## DIRECTION
Locate all lines with the word "React" and copy them out.

▽

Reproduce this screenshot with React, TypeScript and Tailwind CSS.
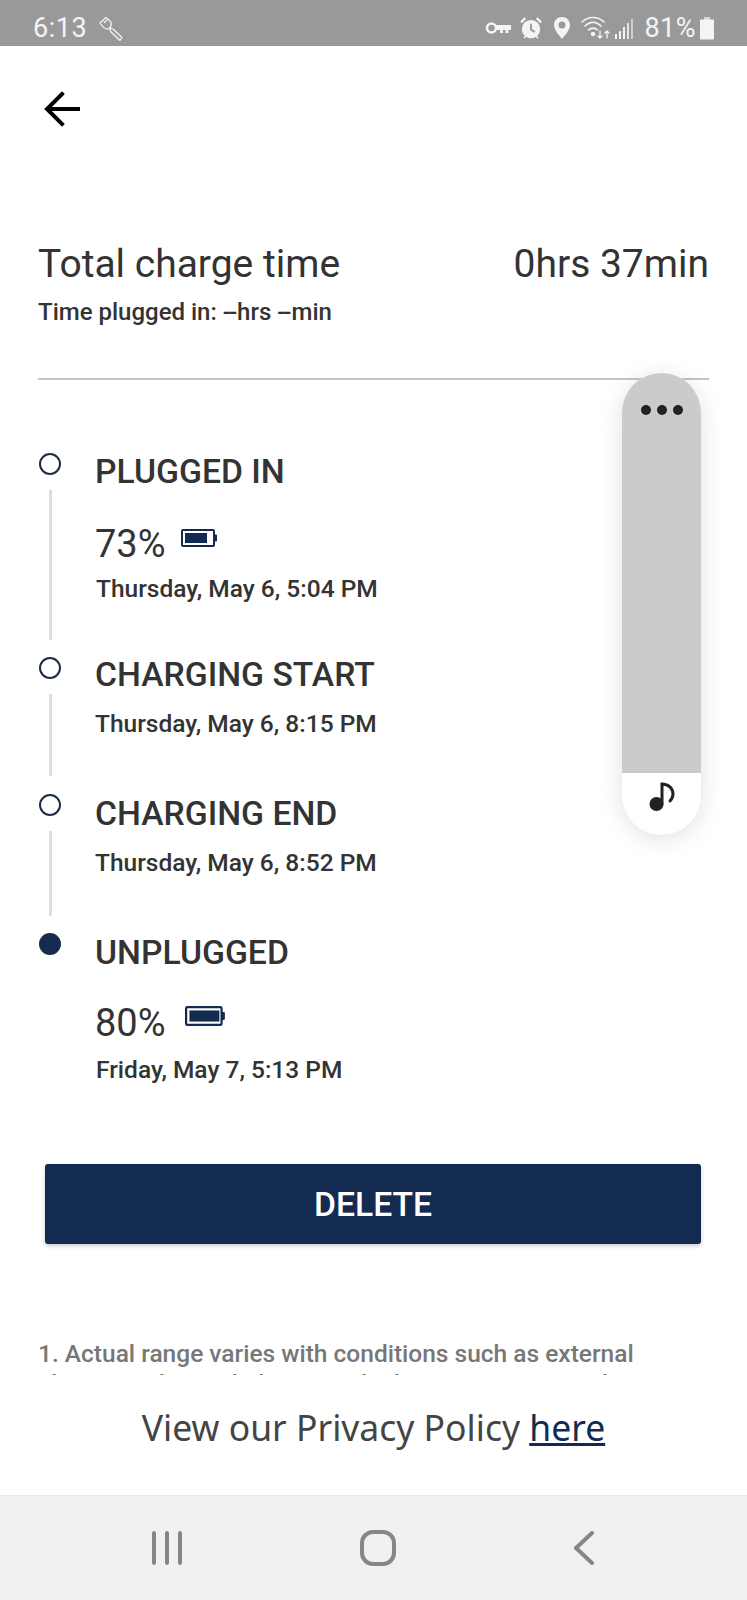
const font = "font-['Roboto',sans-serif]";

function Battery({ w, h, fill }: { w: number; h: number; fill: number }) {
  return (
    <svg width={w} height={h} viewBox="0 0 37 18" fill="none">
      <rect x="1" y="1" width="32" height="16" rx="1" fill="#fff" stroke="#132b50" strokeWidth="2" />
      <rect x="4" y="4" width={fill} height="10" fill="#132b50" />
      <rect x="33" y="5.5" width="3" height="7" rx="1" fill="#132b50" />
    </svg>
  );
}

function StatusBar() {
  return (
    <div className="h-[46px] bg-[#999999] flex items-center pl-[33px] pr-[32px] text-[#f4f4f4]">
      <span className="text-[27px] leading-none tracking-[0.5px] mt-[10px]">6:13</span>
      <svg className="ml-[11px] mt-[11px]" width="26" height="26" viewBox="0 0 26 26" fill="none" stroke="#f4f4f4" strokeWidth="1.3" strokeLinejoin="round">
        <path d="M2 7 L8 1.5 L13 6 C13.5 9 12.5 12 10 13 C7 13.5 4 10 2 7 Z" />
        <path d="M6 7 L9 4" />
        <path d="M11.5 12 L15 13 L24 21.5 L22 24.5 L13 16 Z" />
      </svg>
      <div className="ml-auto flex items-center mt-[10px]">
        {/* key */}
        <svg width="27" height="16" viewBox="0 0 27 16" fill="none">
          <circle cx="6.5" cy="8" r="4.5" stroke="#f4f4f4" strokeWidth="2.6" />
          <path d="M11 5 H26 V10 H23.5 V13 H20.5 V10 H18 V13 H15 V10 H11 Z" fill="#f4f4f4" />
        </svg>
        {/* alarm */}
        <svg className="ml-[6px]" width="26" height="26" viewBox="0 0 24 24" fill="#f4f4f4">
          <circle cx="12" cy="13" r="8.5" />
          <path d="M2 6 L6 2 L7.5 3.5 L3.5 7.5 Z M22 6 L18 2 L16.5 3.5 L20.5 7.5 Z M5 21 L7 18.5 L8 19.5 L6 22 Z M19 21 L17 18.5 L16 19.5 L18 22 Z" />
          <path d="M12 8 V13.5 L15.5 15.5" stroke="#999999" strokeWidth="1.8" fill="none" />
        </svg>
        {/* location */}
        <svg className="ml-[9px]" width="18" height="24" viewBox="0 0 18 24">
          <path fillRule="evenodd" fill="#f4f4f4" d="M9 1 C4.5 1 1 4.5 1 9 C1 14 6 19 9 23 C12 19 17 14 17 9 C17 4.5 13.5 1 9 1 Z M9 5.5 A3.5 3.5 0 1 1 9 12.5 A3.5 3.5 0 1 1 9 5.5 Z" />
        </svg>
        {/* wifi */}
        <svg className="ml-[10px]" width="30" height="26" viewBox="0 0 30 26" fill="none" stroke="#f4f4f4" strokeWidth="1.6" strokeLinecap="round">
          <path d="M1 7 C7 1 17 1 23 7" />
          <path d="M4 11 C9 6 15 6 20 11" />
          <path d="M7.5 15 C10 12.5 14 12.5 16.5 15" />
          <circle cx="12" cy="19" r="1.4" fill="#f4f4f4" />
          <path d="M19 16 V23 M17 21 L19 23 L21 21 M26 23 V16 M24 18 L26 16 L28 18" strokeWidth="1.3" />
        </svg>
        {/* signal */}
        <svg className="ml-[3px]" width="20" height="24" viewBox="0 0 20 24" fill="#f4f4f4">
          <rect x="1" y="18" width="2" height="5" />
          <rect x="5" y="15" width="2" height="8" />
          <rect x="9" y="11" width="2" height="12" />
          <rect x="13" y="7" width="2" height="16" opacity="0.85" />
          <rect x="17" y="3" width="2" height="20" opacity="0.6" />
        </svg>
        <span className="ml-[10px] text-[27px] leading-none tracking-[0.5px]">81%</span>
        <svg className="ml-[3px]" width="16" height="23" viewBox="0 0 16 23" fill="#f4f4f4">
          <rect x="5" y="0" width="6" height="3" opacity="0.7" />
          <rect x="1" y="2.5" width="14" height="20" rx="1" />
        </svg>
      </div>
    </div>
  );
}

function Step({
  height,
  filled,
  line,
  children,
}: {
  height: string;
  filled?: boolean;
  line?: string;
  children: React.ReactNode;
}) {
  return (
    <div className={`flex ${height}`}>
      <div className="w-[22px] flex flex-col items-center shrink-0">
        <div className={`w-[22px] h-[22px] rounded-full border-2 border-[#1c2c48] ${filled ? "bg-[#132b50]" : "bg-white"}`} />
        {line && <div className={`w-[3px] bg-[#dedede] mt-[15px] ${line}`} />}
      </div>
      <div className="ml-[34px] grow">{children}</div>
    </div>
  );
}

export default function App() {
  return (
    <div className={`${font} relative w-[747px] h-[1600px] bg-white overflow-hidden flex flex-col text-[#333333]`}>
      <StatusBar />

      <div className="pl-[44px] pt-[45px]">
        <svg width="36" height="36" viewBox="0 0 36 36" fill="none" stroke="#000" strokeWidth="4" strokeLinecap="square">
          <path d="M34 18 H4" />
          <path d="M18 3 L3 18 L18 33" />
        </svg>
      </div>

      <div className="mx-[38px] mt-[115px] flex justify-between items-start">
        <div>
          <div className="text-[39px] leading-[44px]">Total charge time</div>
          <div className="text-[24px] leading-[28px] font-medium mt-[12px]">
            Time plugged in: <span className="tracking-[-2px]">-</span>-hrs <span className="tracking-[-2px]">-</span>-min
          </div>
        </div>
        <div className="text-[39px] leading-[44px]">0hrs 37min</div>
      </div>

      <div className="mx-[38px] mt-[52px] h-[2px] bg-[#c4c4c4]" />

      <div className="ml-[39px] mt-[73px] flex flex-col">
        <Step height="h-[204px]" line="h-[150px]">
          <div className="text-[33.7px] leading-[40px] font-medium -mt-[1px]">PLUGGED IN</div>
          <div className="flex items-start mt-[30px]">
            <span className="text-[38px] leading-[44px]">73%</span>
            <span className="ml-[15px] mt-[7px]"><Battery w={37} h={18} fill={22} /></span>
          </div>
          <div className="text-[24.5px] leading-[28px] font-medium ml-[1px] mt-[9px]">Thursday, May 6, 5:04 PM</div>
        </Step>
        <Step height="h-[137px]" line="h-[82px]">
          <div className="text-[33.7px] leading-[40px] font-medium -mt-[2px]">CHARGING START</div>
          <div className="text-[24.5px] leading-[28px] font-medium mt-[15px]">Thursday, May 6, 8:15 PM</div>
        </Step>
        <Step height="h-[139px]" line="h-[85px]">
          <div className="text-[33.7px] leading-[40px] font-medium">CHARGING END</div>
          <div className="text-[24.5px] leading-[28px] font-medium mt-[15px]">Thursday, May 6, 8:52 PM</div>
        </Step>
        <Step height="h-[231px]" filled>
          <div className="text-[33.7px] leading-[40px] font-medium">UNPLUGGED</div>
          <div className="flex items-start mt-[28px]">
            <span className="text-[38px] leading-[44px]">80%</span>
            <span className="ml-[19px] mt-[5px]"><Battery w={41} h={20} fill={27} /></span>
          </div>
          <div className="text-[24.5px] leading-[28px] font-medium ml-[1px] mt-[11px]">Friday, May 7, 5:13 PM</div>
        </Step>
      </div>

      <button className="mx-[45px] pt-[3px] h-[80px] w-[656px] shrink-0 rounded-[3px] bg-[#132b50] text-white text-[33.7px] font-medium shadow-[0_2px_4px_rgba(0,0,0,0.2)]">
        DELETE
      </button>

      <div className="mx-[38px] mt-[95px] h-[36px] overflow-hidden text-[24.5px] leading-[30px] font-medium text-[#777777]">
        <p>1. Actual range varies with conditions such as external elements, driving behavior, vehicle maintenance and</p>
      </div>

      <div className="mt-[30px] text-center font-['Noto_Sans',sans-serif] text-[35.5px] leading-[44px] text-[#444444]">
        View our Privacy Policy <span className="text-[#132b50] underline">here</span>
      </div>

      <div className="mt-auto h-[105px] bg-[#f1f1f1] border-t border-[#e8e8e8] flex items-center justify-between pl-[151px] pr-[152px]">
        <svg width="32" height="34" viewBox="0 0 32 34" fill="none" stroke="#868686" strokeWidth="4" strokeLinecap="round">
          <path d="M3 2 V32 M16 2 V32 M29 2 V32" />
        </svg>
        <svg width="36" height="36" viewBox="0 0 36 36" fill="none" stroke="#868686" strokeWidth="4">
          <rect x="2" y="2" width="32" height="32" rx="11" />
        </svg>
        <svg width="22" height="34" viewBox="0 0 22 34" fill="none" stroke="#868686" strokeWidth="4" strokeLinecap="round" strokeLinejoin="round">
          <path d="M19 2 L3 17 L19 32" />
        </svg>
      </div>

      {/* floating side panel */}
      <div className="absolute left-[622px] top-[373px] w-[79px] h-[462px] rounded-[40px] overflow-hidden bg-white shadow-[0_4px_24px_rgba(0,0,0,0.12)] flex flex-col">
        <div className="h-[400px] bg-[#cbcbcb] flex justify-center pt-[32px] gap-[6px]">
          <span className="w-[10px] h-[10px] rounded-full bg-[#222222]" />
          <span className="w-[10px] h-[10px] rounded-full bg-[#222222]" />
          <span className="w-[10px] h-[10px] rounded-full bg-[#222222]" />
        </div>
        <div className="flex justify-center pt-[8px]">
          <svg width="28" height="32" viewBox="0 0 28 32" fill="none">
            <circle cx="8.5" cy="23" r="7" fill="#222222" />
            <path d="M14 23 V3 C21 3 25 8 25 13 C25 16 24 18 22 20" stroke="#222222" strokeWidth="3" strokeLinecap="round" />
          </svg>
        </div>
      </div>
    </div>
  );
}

△

## COMPLETED EXERCISE
Reproduce this screenshot with React, TypeScript and Tailwind CSS.
  children: React.ReactNode;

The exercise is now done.